It amazes me how some people can have two sides. The one they show you when you are friends or lovers, and the other one. The ugly one. The one who does things designed either to be passive aggressive, or perhaps even to deliberately hurt or scar the other person’s reputation.
Why, when in a relationship, do we feel that we can trust individuals, then once the relationship dissolves, fear that the trust imparted will be broken?
Well. Because it typically is. When an exboyfriend posts things without permission, when during the relationship, things were shared with the agreement of privacy, this…this is why we fear trust. Because it happens. Maybe it’s not the ‘man’ who breaks the privacy bond. It could be the woman as well… But why? Why can’t people still respect the relationship that was? Why tarnish it all with breaking that? With exposing things designed to hurt and offend the other? Things that were shared with the intent of staying with that other person forever.
Vulnerabilities. When we choose to trust someone, we open up to them. We become vulnerable. We hope that our vulnerability is never taken for granted. To be taken advantage of. But when it does, it makes us feel like there is nobody in the world whom we can trust. After all, if you can’t trust a lover, who can you trust? When you share something as intimate as all the things that can only be shared with someone you feel so close to, when that relationship ends, where does that leave you? Waiting. Wondering when those secrets will be exposed. What trigger will it take for the other person to share all those private things you now wish you had never shared?

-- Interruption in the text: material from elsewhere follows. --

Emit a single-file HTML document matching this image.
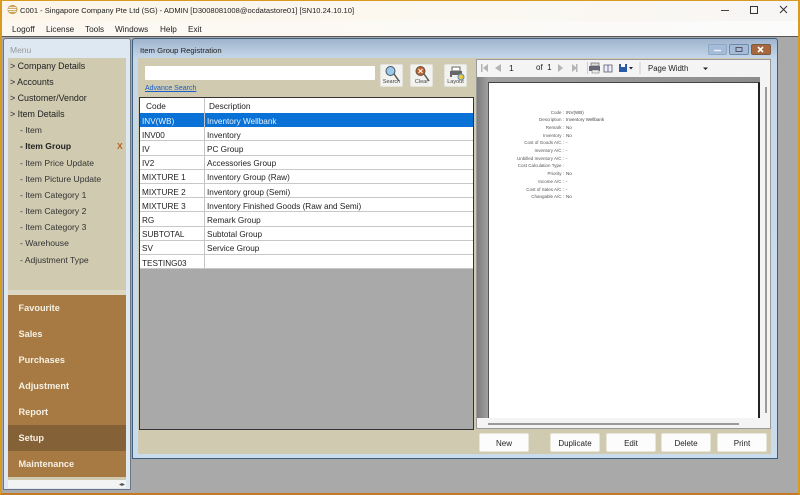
<!DOCTYPE html>
<html><head><meta charset="utf-8"><style>
html,body{margin:0;padding:0;width:800px;height:495px;overflow:hidden;background:#a9a9a9}
*{box-sizing:border-box}
div,span{position:absolute;white-space:nowrap}
body{font-family:"Liberation Sans",sans-serif;font-size:8px;color:#222}
#w{left:0;top:0;width:800px;height:495px;filter:blur(.3px)}
.m{font-size:8.2px;color:#222;top:24px;line-height:12px}
.t{left:10px;font-size:8.9px;color:#222;line-height:12px}
.s{left:20px;font-size:8.6px;color:#333;line-height:12px}
.b{left:8px;width:118px;height:26px;background:#a67a42;color:#f6f0e4;font-weight:bold;font-size:9.2px;padding:0 0 0 10.5px;line-height:26px}
.r{left:140px;width:332.5px;height:14.2px;background:#fff;border-bottom:1px solid #c8c8c8;font-size:8.2px;color:#222;line-height:14px}
.r span{top:1.5px}.r .c{left:2px}.r .d{left:67px}
.btn{top:433px;width:50px;height:19px;background:#fcfcfc;border-radius:2px;text-align:center;font-size:8px;line-height:19px;color:#222;border:1px solid #e8e6d8}
.ib{top:64px;width:23px;height:23px;background:#f2f2ee;border-radius:2px;border:1px solid #e4e4dc;font-size:5.5px;text-align:center;color:#444}
.ib span{left:0;right:0;bottom:0;line-height:7px}
.l{font-size:4.5px;color:#555;text-align:right;left:505px;width:59px;line-height:7.7px}
.v{font-size:4.5px;color:#444;left:566px;line-height:7.7px}
</style></head><body><div id="w">
<div style="left:0;top:0;width:800px;height:495px;border:2px solid #d89a20;border-bottom-color:#c87a20;border-top-width:1px;background:#a9a9a9"></div>
<div style="left:2px;top:1px;width:796px;height:20px;background:linear-gradient(90deg,#fdf6e8,#fbf8f2 60%,#f8f6f4)"></div>
<div style="left:2px;top:21px;width:796px;height:16px;background:linear-gradient(90deg,#fcf8f0,#fbfbfb)"></div>
<div style="left:2px;top:36px;width:796px;height:1px;background:#555"></div>
<svg style="position:absolute;left:7px;top:4px" width="11" height="11" viewBox="0 0 12 12"><ellipse cx="6" cy="6" rx="5.5" ry="5" fill="#c9a35c"/><path d="M2 4h8M1 6h9M2 8h8" stroke="#fff" stroke-width="1"/></svg>
<div style="left:20px;top:4.5px;font-size:7.55px;color:#222;line-height:12px">C001 - Singapore Company Pte Ltd (SG) - ADMIN [D3008081008@ocdatastore01] [SN10.24.10.10]</div>
<div class="m" style="left:12px">Logoff</div><div class="m" style="left:46px">License</div><div class="m" style="left:85px">Tools</div><div class="m" style="left:115px">Windows</div><div class="m" style="left:160px">Help</div><div class="m" style="left:188px">Exit</div>
<svg style="position:absolute;left:718px;top:4px" width="72" height="12" viewBox="0 0 72 12"><path d="M3 6.5h8" stroke="#444"/><rect x="32.5" y="2.5" width="7" height="7" fill="none" stroke="#333" stroke-width="1"/><path d="M62 2l7 7M69 2l-7 7" stroke="#333"/></svg>

<!-- left panel -->
<div style="left:3px;top:38px;width:128px;height:452px;background:#dde8f3;border:1px solid #6d7680;border-radius:3px 3px 0 0"></div>
<div style="left:10px;top:44px;font-size:8.5px;color:#9a9a9a;line-height:12px">Menu</div>
<div style="left:8px;top:58px;width:118px;height:237px;background:#cfcab0"></div>
<div class="t" style="top:60px">&gt; Company Details</div>
<div class="t" style="top:76px">&gt; Accounts</div>
<div class="t" style="top:92px">&gt; Customer/Vendor</div>
<div class="t" style="top:108px">&gt; Item Details</div>
<div class="s" style="top:124px">- Item</div>
<div class="s" style="top:140px;font-weight:bold;color:#222">- Item Group</div>
<div style="left:117px;top:140px;font-size:8.5px;font-weight:bold;color:#b5651d;line-height:12px">X</div>
<div class="s" style="top:156.5px">- Item Price Update</div>
<div class="s" style="top:172.5px">- Item Picture Update</div>
<div class="s" style="top:189px">- Item Category 1</div>
<div class="s" style="top:205px">- Item Category 2</div>
<div class="s" style="top:221px">- Item Category 3</div>
<div class="s" style="top:237px">- Warehouse</div>
<div class="s" style="top:253.5px">- Adjustment Type</div>
<div style="left:8px;top:290px;width:118px;height:5px;background:#dcd8c4"></div>
<div class="b" style="top:295px">Favourite</div>
<div class="b" style="top:321px">Sales</div>
<div class="b" style="top:347px">Purchases</div>
<div class="b" style="top:373px">Adjustment</div>
<div class="b" style="top:399px">Report</div>
<div class="b" style="top:425px;background:#846136">Setup</div>
<div class="b" style="top:451px">Maintenance</div>
<div style="left:8px;top:477px;width:118px;height:3px;background:#cfcab0"></div>
<div style="left:8px;top:480px;width:118px;height:8px;background:#f2f3f3"></div>
<div style="left:119px;top:481px;font-size:6px;color:#555">◂▸</div>

<!-- form window -->
<div style="left:132px;top:38px;width:646px;height:421px;border:1px solid #3d5f7c;border-radius:3px 3px 0 0;background:linear-gradient(180deg,#a0b4ce 0,#c6d8ea 20px,#c9dcee 100%)"></div>
<div style="left:140px;top:45px;font-size:7.7px;color:#222;line-height:12px">Item Group Registration</div>
<div style="left:138px;top:58px;width:633px;height:396px;background:#cfcab0"></div>
<div style="left:708px;top:44px;width:19px;height:11px;background:#a5bcd8;border:1px solid #8ea8c4;border-radius:2px"></div>
<div style="left:729px;top:44px;width:20px;height:11px;background:#a5bcd8;border:1px solid #6f8aa8;border-radius:2px"></div>
<div style="left:751px;top:44px;width:20px;height:11px;background:#a8683e;border:1px solid #7c5a40;border-radius:2px"></div>
<svg style="position:absolute;left:707px;top:44px" width="65" height="11" viewBox="0 0 65 11"><path d="M7 6.5h7" stroke="#eef" stroke-width="1.5"/><rect x="29" y="3.5" width="6" height="4" fill="none" stroke="#556"/><path d="M51 3l5 5M56 3l-5 5" stroke="#fff" stroke-width="1.6"/></svg>

<div style="left:145px;top:66px;width:230px;height:14px;background:#fff;border-radius:1px"></div>
<div style="left:145px;top:83px;font-size:7px;color:#1a5fc4;text-decoration:underline;line-height:10px;margin-top:0.5px">Advance Search</div>
<div class="ib" style="left:380px"><span>Search</span>
<svg style="position:absolute;left:3px;top:0" width="17" height="17" viewBox="0 0 17 17"><circle cx="6.5" cy="6" r="4.5" fill="#9cc8ea" stroke="#456"/><path d="M10 9l5 7" stroke="#555" stroke-width="1.5"/></svg></div>
<div class="ib" style="left:410px"><span>Clear</span>
<svg style="position:absolute;left:3px;top:0" width="17" height="17" viewBox="0 0 17 17"><circle cx="6.5" cy="6" r="4.5" fill="#c0622a" stroke="#654"/><path d="M4.5 4l4 4M8.5 4l-4 4" stroke="#fff"/><path d="M10 9l5 7" stroke="#555" stroke-width="1.5"/></svg></div>
<div class="ib" style="left:444px"><span>Layout</span>
<svg style="position:absolute;left:3px;top:0" width="17" height="16" viewBox="0 0 17 16"><rect x="4" y="2" width="8" height="4" fill="#fff" stroke="#666"/><rect x="2" y="6" width="12" height="6" fill="#666"/><rect x="4" y="10" width="8" height="3" fill="#eee"/><circle cx="13" cy="12" r="3" fill="#e8c840" stroke="#5a8ac0"/></svg></div>

<!-- grid -->
<div style="left:139px;top:97px;width:335px;height:333px;background:#a9a9a9;border:1px solid #333"></div>
<div style="left:140px;top:98px;width:333px;height:15px;background:#fff"></div>
<div style="left:146px;top:100px;font-size:8.3px;color:#222;line-height:12px">Code</div>
<div style="left:209px;top:100px;font-size:8.3px;color:#222;line-height:12px">Description</div>
<div style="left:204px;top:98px;width:1px;height:171px;background:#c4c4c4;z-index:3"></div>
<div class="r" style="top:113px;background:#0a72d6;color:#e8f1fb;border-bottom-color:#0a72d6"><span class="c">INV(WB)</span><span class="d">Inventory Wellbank</span></div>
<div class="r" style="top:127.2px"><span class="c">INV00</span><span class="d">Inventory</span></div>
<div class="r" style="top:141.4px"><span class="c">IV</span><span class="d">PC Group</span></div>
<div class="r" style="top:155.6px"><span class="c">IV2</span><span class="d">Accessories Group</span></div>
<div class="r" style="top:169.8px"><span class="c">MIXTURE 1</span><span class="d">Inventory Group (Raw)</span></div>
<div class="r" style="top:184px"><span class="c">MIXTURE 2</span><span class="d">Inventory group (Semi)</span></div>
<div class="r" style="top:198.2px"><span class="c">MIXTURE 3</span><span class="d">Inventory Finished Goods (Raw and Semi)</span></div>
<div class="r" style="top:212.4px"><span class="c">RG</span><span class="d">Remark Group</span></div>
<div class="r" style="top:226.6px"><span class="c">SUBTOTAL</span><span class="d">Subtotal Group</span></div>
<div class="r" style="top:240.8px"><span class="c">SV</span><span class="d">Service Group</span></div>
<div class="r" style="top:255px"><span class="c">TESTING03</span></div>

<!-- report viewer -->
<div style="left:476px;top:59px;width:295px;height:370px;background:#f4f4f4;border:1px solid #9a9a9a"></div>
<div style="left:477px;top:77px;width:283px;height:341px;background:linear-gradient(90deg,#7c7c7c,#a0a0a0 11px,#8c8c8c)"></div>
<div style="left:488px;top:82px;width:272px;height:336px;background:#fff;border-right:2px solid #222;border-top:1px solid #444;border-left:1px solid #555"></div>
<div style="left:765px;top:87px;width:2px;height:326px;background:#9a9a9a"></div>
<div style="left:488px;top:423px;width:251px;height:2px;background:#9a9a9a"></div>
<svg style="position:absolute;left:478px;top:62px" width="290" height="13" viewBox="0 0 290 13"><g fill="#b4b4b4"><rect x="3" y="2" width="1.5" height="8"/><path d="M10 2v8l-5-4zM23 2v8l-6-4zM80 2v8l5-4zM94 2v8l5-4z"/><rect x="98" y="2" width="1.5" height="8"/></g><rect x="113" y="1" width="8" height="3" fill="#ddd" stroke="#666" stroke-width=".7"/><rect x="111" y="4" width="11" height="5" fill="#667"/><rect x="114" y="8" width="7" height="3" fill="#eee" stroke="#666" stroke-width=".5"/><path d="M126 3h4v7h-4zM130 3h4v7h-4z" fill="#eef" stroke="#556" stroke-width=".8"/><rect x="141" y="2" width="8" height="8" fill="#2a5aa8"/><rect x="143" y="2" width="4" height="3" fill="#fff"/><path d="M151 5h4l-2 2.5z" fill="#222"/><path d="M109.5 0v12M162 0v12" stroke="#ccc"/><path d="M225 5.5h5l-2.5 2.5z" fill="#222"/></svg>
<div style="left:509px;top:62px;font-size:8.5px;color:#222;line-height:12px">1</div>
<div style="left:536px;top:62px;font-size:8px;color:#222;line-height:12px">of&nbsp; 1</div>
<div style="left:648px;top:62.5px;font-size:7.8px;color:#222;line-height:12px">Page Width</div>
<div class="l" style="top:108.5px">Code :<br>Description :<br>Remark :<br>Inventory :<br>Cost of Goods A/C :<br>Inventory A/C :<br>Unbilled Inventory A/C :<br>Cost Calculation Type :<br>Priority :<br>Income A/C :<br>Cost of Sales A/C :<br>Changable A/C :</div>
<div class="v" style="top:108.5px">INV(WB)<br>Inventory Wellbank<br>No<br>No<br>-<br>-<br>-<br>&nbsp;<br>No<br>-<br>-<br>No</div>

<div class="btn" style="left:479px">New</div><div class="btn" style="left:550px">Duplicate</div><div class="btn" style="left:606px">Edit</div><div class="btn" style="left:661px">Delete</div><div class="btn" style="left:717px">Print</div>
</div></body></html>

Waiting. Wondering when their morals will slip into the dark and devious realm. Where their respect for you has not just vanished, but it seems that there is some sense of revenge that needs to be had. But revenge against what? When all you have done is loved them and listened to the lies and betrayal. When you have never questioned or raised your tone to them.
You accepted them for who they were. The problem is, they were not what you accepted at all. They were liars. Cheaters. Manipulators. Users. They wore a disguise to penetrate your fortress, gain insider knowledge, and rip your heart out from the inside out. Then so much later, they put it on display for the world to see. Why is this disgraceful behaviour necessary? Why continue to damage the one who you already took so much from? The one who never asked for anything more than your love in return, why such hurtful, shameful, harmful displays of aggression? Perhaps he thinks he can get away with it. Perhaps he thinks you’ll never find out. But the world is small. Connections are everywhere. The ties get tighter every day, the world is shrinking, and there is no where to hide.
So, let karma take care. Karma knows what to do.
Meditate. Chant. Release the fear, the anxiety, the undeniable hurt. Put out the energy you need to come back to you. Be positive. Release the negative. Believe in the good that is still out there. Guard your heart, but still be willing to trust. Don’t let him break you again. He was never worth your time.